Esta mitología envuelve el último tramo del viaje mientras Los Ángeles se asoma a lo lejos, cuando se intuyen los edificios de la megalópolis a través de la telaraña de autopistas. Este conglomerado de carretera succiona cientos de coches por segundo. Miles. Los cerca de 20 millones de habitantes de toda su área metropolitana se distribuyen en cualquiera de los barrios conectados por unas autopistas anchísimas. Y para llegar hasta Santa Mónica hay que atravesar el ovillo de carreteras que transitan ese fértil nido cultural y cruzar los dedos para no perderse.

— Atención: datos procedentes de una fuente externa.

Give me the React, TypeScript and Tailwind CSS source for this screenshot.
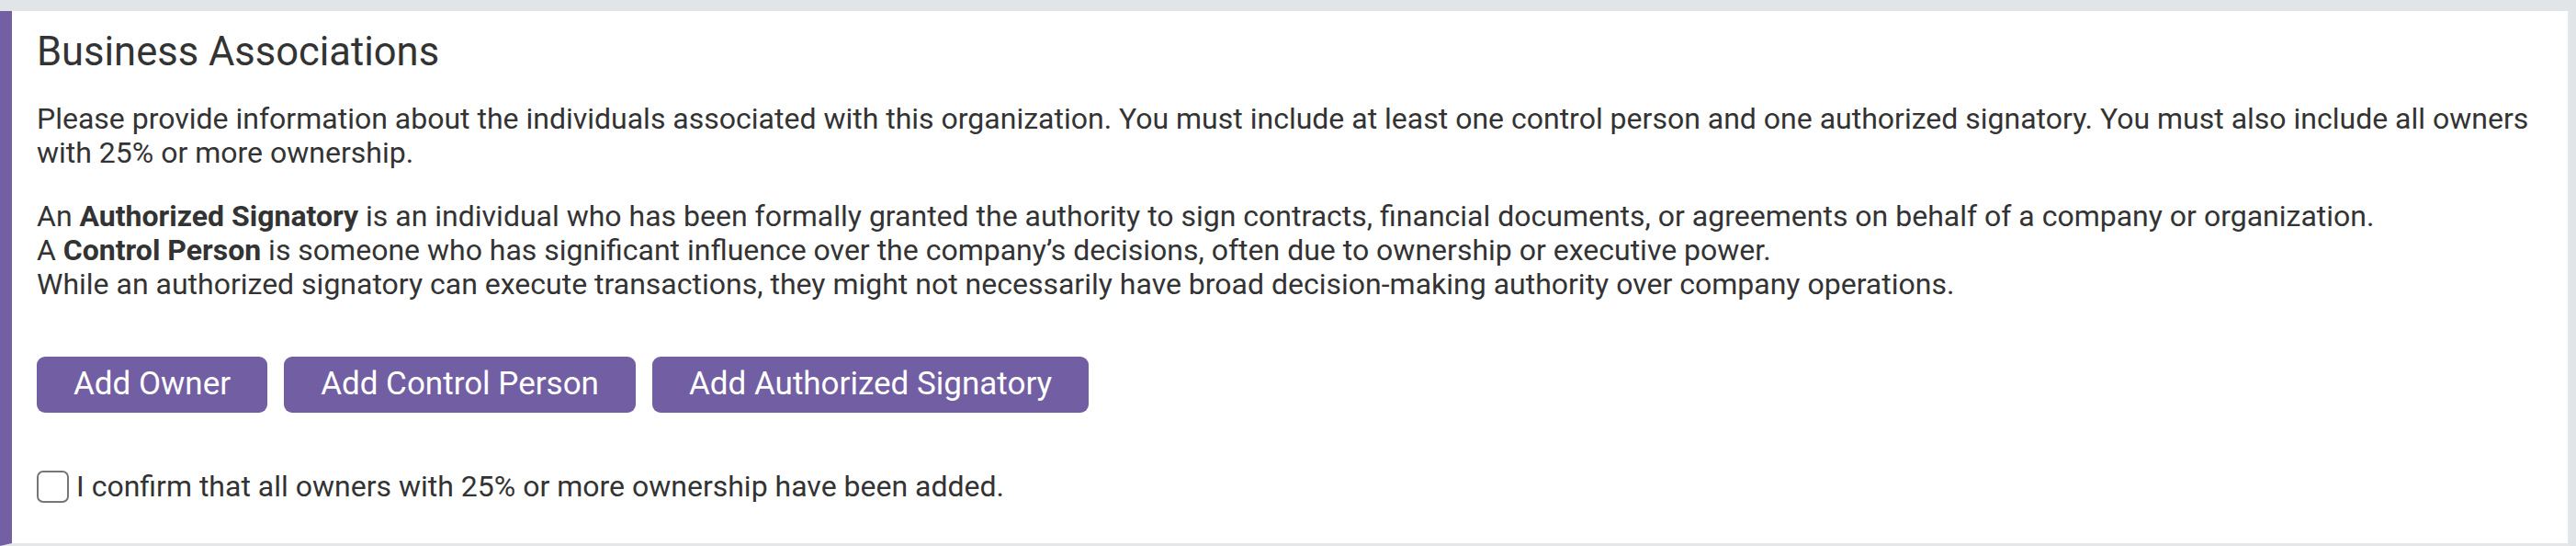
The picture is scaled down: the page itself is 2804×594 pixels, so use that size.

Después de dejar atrás la ciudad, entramos en Santa Mónica donde una señal anuncia el final de la histórica carretera. En realidad, ese anuncio no es fiel a la realidad histórica, puesto que la carretera finalizaba algo antes, en el inicio de la nacional 101. Pero el cartel no evita que los kilómetros que han quedado atrás hayan tallado una manera de evocar siempre el pasado, los mitos, las historias. Para entonces, ya hemos recorrido más de 7 000 kilómetros de asfalto.
Y vemos el último símbolo del viaje: el mar.

Guía práctica Ruta 66

¿Cuándo ir? 

De mayo a octubre, aunque los meses centrales de verano pueden ser muy calurosos.

La Ruta 66 en 11 etapas. 

Chicago-Springfield, Springfield-Rolla, Rolla-Joplin, Joplin-Clinton, Clinton-Amarillo, Amarillo-Santa Fe, Santa Fe-Hoolbrook, Hoolbrook-Page, Page-Las Vegas, Las Vegas-Victorville, Victorville-Santa Mónica.

Ruta 66 en concentrado. 

Muchas personas centran su experiencia en el último tramo de la carretera, especialmente en Arizona y California. Los atractivos turísticos en mejores condiciones, además de parques nacionales, moteles y restaurantes de cine, están aquí.

Dónde dormir. 

Durante casi 4 000 kilómetros se suceden ciudades turísticas con otras con poca oferta hotelera. En lugares como Holbrook, con sus tipis, tiendas indígenas, para dormir; en Tucumcari, con variedad de restaurantes y hoteles; o en Springfield, donde se reúnen viajeros que a veces siguen las mismas etapas. Se recomienda llevar una mínima planificación para alojarse.

Lo que no hay que perderse.

Se dice que cada persona hace su ruta. A los motociclistas les basta con la carretera y la sensación de libertad. No obstante, merece la pena apreciar los edificios de servicios que bordean la carretera —a veces abandonados, otras restaurados— y la estética que envuelve la Ruta 66. Además, durante todo el recorrido se recomienda detenerse en los importantes atractivos naturales y diferentes símbolos que se suceden.

Libros imprescindibles. 

Las uvas de la ira, de John Steinbeck, y En el camino, de Jack Kerouac.

Alquiler de motos.

 Eagle Rider renta varios tipos de motocicletas y ofrece buenos servicios de asistencia a lo largo de la carretera y en todo el país.